If you want color, relative hardiness, and a lower barrier to entry, Neocaridina are usually the best place to start. Cherry shrimp and their many color variants - blue, yellow, orange, black, green, and more - adapt well to a wider range of conditions than most Caridina species. They are active, breed readily in the right tank, and stand out beautifully against wood, stone, and planted backgrounds.

For aquascapers, Neocaridina are especially useful in tanks designed to be viewed from across the room. Their colors read clearly even in heavily planted layouts. Red shrimp against dark stone, blue shrimp against pale sand, or yellow shrimp in a green stem jungle can become a design choice, not just livestock.
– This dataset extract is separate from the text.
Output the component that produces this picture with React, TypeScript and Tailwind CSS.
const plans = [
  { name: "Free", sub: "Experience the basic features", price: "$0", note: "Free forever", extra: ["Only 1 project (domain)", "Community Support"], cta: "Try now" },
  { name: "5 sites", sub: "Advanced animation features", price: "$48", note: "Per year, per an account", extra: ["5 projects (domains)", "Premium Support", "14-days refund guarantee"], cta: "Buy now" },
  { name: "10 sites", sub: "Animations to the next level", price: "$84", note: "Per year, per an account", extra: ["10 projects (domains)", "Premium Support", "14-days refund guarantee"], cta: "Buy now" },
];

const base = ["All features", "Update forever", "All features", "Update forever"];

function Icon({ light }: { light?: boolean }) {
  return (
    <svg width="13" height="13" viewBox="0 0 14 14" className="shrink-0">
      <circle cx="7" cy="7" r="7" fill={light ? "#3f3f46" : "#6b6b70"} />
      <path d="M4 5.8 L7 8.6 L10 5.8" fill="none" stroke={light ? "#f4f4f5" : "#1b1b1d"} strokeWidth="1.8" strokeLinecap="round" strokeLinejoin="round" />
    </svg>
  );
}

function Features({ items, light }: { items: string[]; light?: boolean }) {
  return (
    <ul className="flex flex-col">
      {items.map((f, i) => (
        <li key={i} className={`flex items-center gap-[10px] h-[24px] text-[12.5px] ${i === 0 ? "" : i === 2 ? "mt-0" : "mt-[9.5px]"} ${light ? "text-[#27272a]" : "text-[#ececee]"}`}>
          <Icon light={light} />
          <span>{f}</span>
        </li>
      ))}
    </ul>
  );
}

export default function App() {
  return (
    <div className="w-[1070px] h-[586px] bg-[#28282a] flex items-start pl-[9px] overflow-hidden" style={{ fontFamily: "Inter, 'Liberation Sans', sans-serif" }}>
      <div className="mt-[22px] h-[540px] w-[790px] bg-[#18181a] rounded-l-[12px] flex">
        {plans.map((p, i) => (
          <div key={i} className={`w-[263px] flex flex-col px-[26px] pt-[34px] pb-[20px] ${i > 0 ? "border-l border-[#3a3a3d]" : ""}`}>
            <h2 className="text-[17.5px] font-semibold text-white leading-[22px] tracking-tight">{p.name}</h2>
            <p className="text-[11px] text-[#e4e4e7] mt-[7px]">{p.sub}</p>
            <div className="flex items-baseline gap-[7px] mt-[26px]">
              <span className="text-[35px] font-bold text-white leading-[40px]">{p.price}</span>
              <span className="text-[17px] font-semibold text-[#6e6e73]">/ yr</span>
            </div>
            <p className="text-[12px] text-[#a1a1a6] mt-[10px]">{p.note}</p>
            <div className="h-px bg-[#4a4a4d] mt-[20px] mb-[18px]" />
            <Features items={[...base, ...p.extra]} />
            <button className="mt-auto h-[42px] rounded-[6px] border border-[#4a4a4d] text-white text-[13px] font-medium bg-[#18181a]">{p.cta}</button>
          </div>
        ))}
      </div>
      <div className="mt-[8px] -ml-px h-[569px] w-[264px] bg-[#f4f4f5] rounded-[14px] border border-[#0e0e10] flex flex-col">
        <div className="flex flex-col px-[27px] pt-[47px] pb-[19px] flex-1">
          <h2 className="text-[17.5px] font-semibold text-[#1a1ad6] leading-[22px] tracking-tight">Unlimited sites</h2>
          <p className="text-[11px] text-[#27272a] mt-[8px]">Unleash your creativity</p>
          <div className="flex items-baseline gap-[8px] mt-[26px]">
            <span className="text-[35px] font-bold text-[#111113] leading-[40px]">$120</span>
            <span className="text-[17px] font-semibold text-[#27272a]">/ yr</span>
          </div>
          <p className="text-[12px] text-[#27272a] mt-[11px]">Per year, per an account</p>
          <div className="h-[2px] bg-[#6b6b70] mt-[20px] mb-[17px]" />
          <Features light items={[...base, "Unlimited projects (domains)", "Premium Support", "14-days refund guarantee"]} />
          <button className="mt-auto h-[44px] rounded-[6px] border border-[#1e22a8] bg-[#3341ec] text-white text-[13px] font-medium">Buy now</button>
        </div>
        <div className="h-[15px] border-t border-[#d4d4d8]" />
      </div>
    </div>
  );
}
The catch is that mixed colors often breed back toward wild-type over time. If you care about a clean visual line, keep one color variety per tank.

Amano shrimp

Amano shrimp are the classic utility shrimp for planted aquariums, and for good reason. They are larger than Neocaridina, excellent algae and detritus grazers, and generally less likely to be eaten by peaceful community fish. In many planted tanks, they are the most practical choice if you want shrimp that contribute visibly to maintenance.

They are not typically chosen for breeding projects in freshwater because their larvae require brackish conditions to develop. That makes them less appealing if your goal is a self-sustaining colony, but very appealing if you want stable algae control without worrying about population explosions.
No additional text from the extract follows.